Durante todo o tempo, a empresa Guamá Tratamento de Resíduos negou a existência de irregularidades (Portal G1 – Pará, 2017b). Não obstante, na fala do pesquisador do Instituto Evandro Chagas, responsável pelo estudo técnico sobre a exposição de nove comunidades à contaminação por metais nos arredores do aterro sanitário, chamado Lixão de Marituba, chama a atenção a força probatória da contaminação.

Encontramos várias anomalias. Entre os mais nocivos: mercúrio, chumbo e manganês. Encontramos cobalto, elemento muito difícil de encontrar na água. Geralmente está associado a materiais condutores, como baterias e placas. Também identificamos cobalto na poeira (na parte mais externa, onde brincam as crianças) [...] no solo, destaco a presença de cobre em um nível muito alto (numa das comunidades mais próximas ao Lixão). O cobre está muito associado ao lixo. E esse é o maior indicador de que tem um problema com resíduos. (Pesquisador do IEC, Marcelo Lima, no Portal ORM, O Liberal, 5 fev 2019)

O resultado, segundo o pesquisador, ainda não é conclusivo. Uma segunda etapa de verificação seria necessária para determinar a responsabilidade e a dimensão dos danos à saúde das pessoas e ao ambiente no entorno do aterro. Para isso, seriam necessários “recursos e nova solicitação da Semas”. Até o momento, não há monitoramento regular e não há informação sobre a continuidade dos testes.

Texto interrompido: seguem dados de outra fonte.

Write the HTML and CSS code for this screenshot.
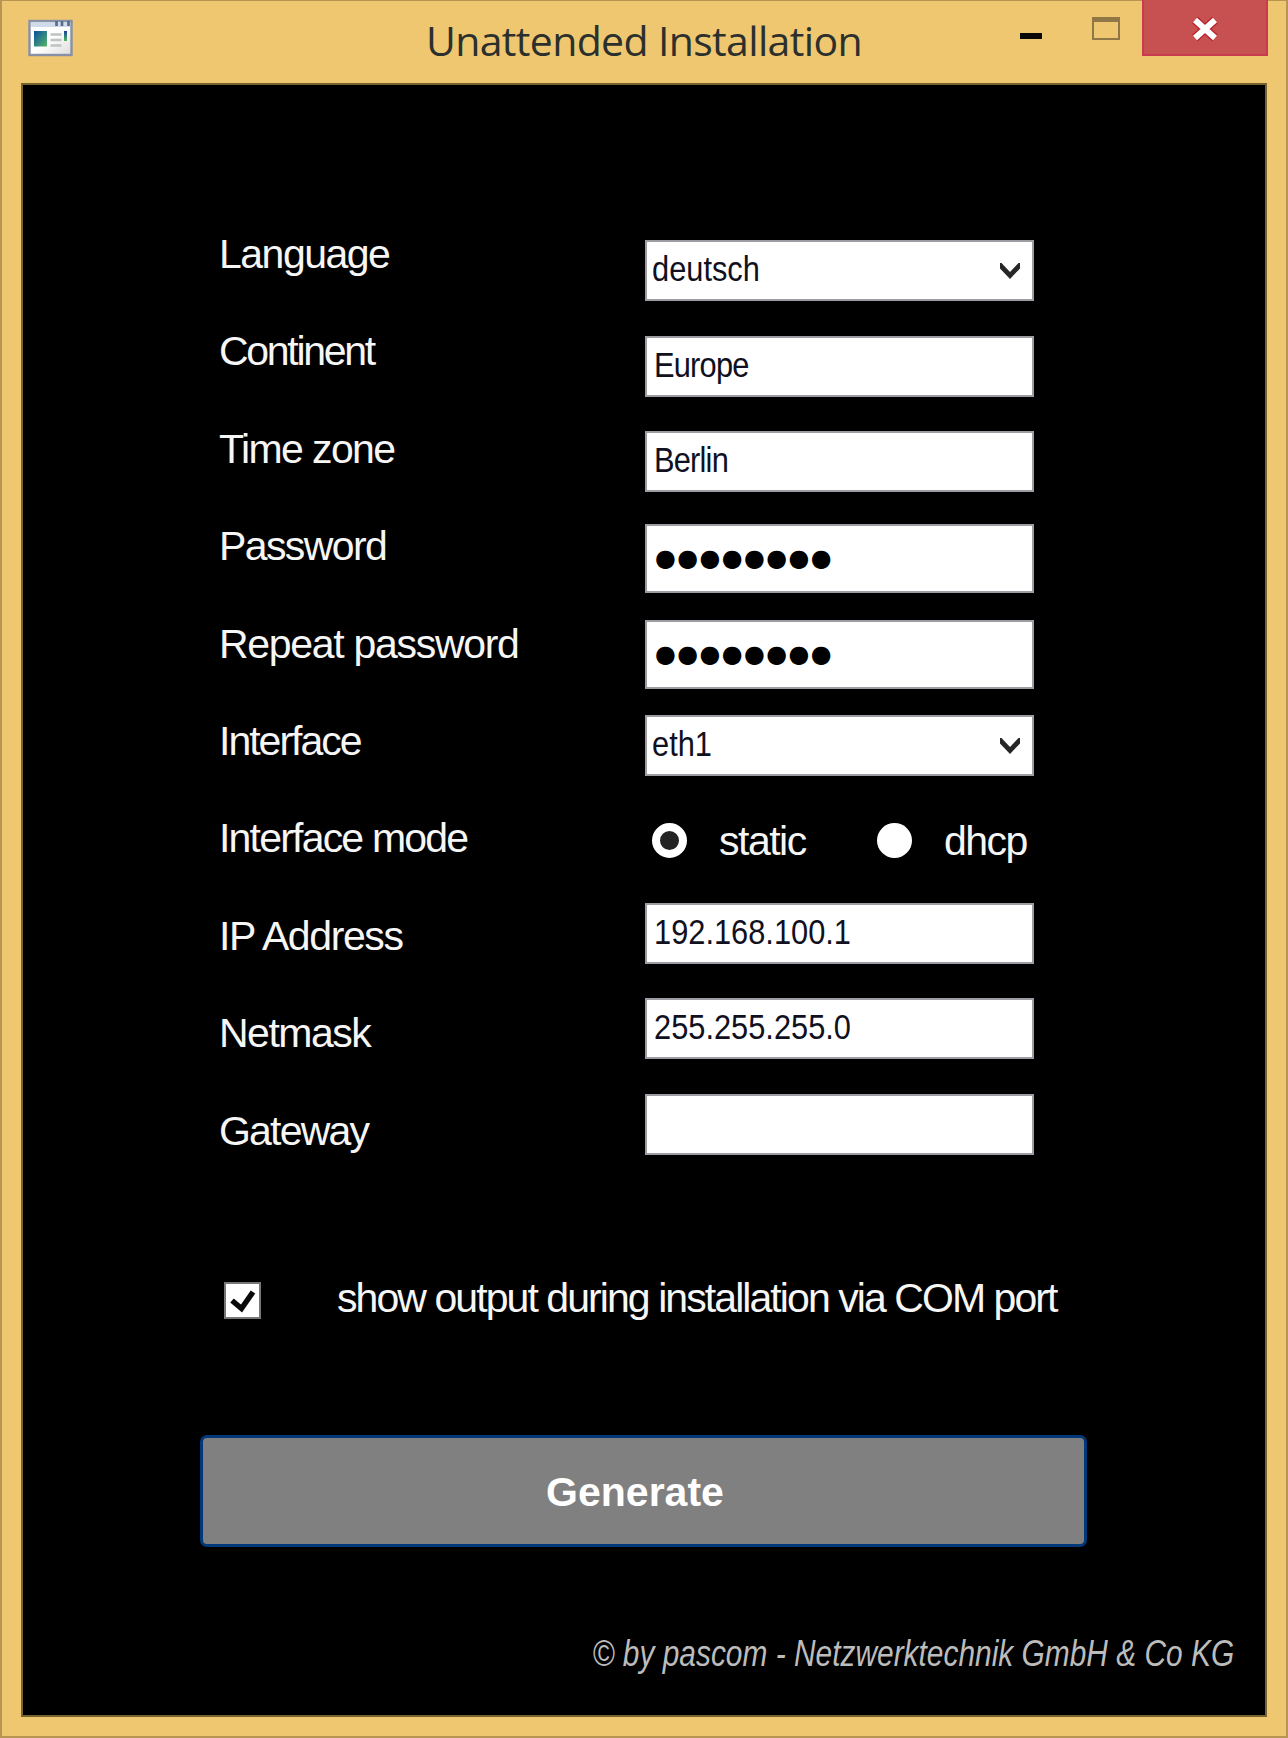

Nesse episódio, chamaram a atenção também o silêncio da grande imprensa e a ausência de repercussão sobre o resultado alarmante do estudo do Evandro Chagas. Situação similar já havia se revelado no episódio escandaloso da operação Gramacho. Com mandados de prisão cumpridos em vários Estados e a responsabilização de altos executivos de um grande grupo econômico nacional, a cobertura midiática do fato foi por fim acanhada, restringindo-se aos veículos locais e regionais.